As the family grew Nesbit and Bland became increasingly politically active. In 1883 they were amongst the founding members of The Fabian Society, a socialist group that would have an enormous effect on the politics of Britain over the next century. The couple named their third child Fabian after the society. At around the same time Nesbit invited her close friend Alice Hoatson to live with the family as housekeeper and secretary, as Hoatson was pregnant out of wedlock. Nesbit agreed to adopt the child to prevent a scandal. However after the child was born it became clear that the father of the child was none other than Nesbit's own husband - Bland. Nesbit demanded that the mother and baby leave her house; however Bland refused to allow it, stating he would leave her in turn if they could not remain. Nesbit relented and adopted the baby, Rosamund, and later dedicated her book 'The Book of Dragons' to her.
Initially, Edith Nesbit books were novels meant for adults, including The Prophet's Mantle (1885) and The Marden Mystery (1896) about the early days of the socialist movement. Written under the pen name of her third child 'Fabian Bland', these books were not successful. Nesbit generated an income for the family by lecturing around the country on socialism and through her journalism (she was editor of the Fabian Society's journal, Today).

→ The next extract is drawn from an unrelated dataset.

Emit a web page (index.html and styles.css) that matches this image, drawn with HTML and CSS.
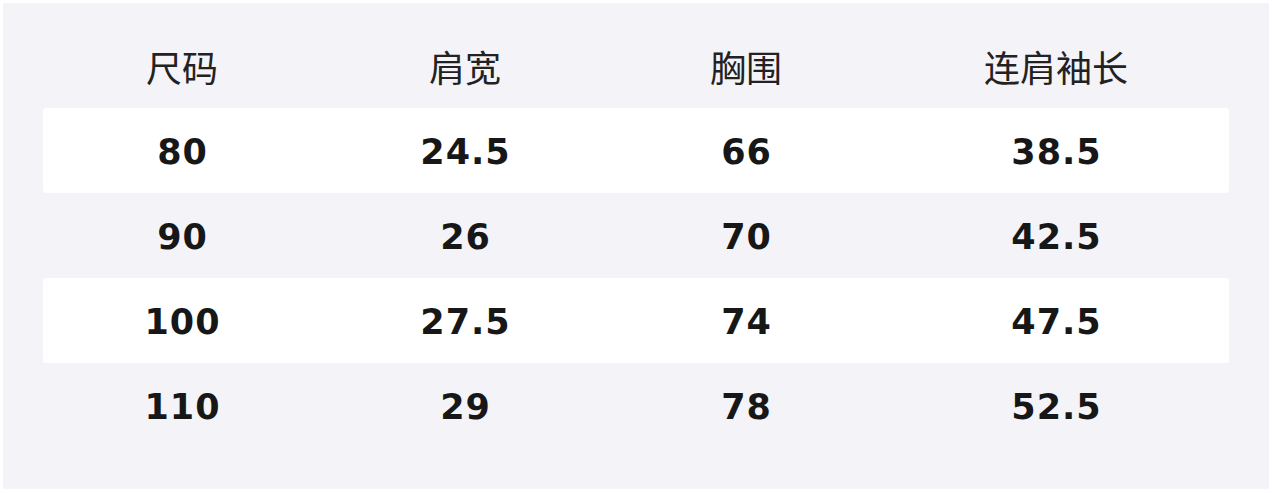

Between 1899 and 1900 Nesbit's life altered dramatically. In 1899 Alice Hoatson had another child, John, with Bland - whom Nesbit dutifully adopted as her own son. That year the family moved to Well Hall House in Eltham, Kent. In 1900 her son Fabian died suddenly from tonsillitis - the loss would have a deep emotional impact and numerous subsequent Edith Nesbit books were dedicated to his memory. These personal upsets were occurring at the same time as Nesbit's increasing success and fame as an author for children. In 1899 she had published The Adventures of the Treasure Seekers to great acclaim.